Arkadaşları Isaac’in bu yeni tarzına hazır değiller. İspiyonlayıp Önder’i göndermesiyle ile ‘’büfe başı’’ olan Isaac, kendine emin gülüşü ve cep telefonunda her an sizi ispiyonlayabilirim gücü sayesinde yeni dönüşümün ‘’altın çağlarını’’ yaşıyor. Arkadaşının ‘’Abi, dişlere daha alışamamışken bu ceketle çok farklı olmuşssun. Alışamadım.’’ lafına Isaac’in yanıtı tam gediğine oturtuyor. ‘’Alışırsın alışırsın.’’

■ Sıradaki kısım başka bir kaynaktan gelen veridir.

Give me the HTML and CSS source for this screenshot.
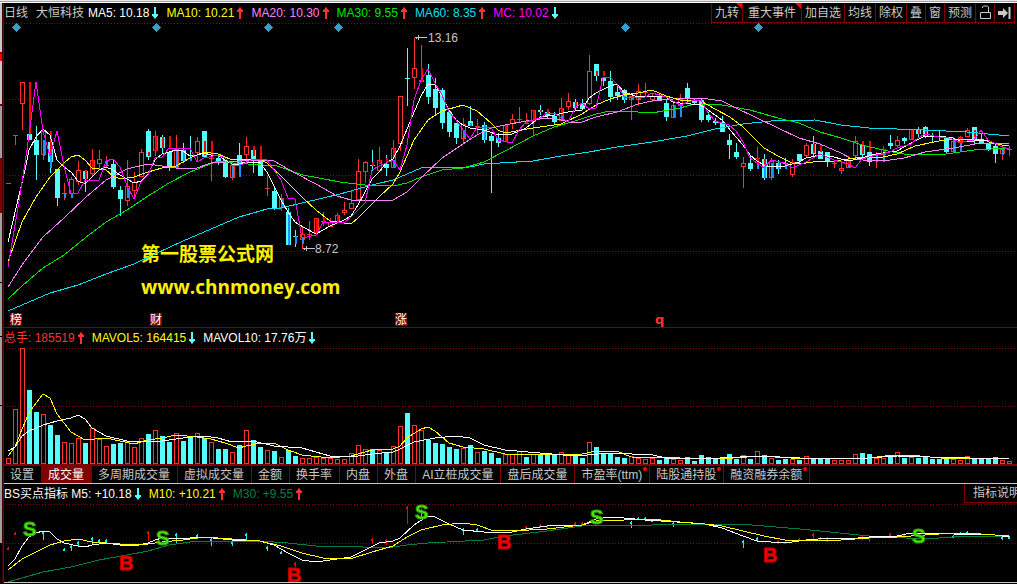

Isaac yavaş yavaş bütün gemiyi sıkı yönetim haline getirmeye başlıyor. Kim ona yan göz baksa gözetmen sayesinde işte attırıyor. Kazan dairesinde çalışan alkolik akıl danışmanı Salih abisinin bile gözünün yaşına bakmadan kapı dışarı ediyor.Arkadaşlarına da dediği gibi durum tam olarak ‘’Herkes ayağını denk alsın.’’ haline geliyor. 
Bu arada gözetmenin simgelerinden biri de sakız. Metin karakterini İnzivaya çektiği zaman ‘’sakız’’ öneriyor. Konuşma bittikten sonra sakızı duvara yapıştırıyor. 
Isaac arkadaşlarını işten attırmaya başladığında bir ara odasını aynasında sakız yapıştırıldığını görüyor ve işleri daha hızlandırmaya başlatıyor.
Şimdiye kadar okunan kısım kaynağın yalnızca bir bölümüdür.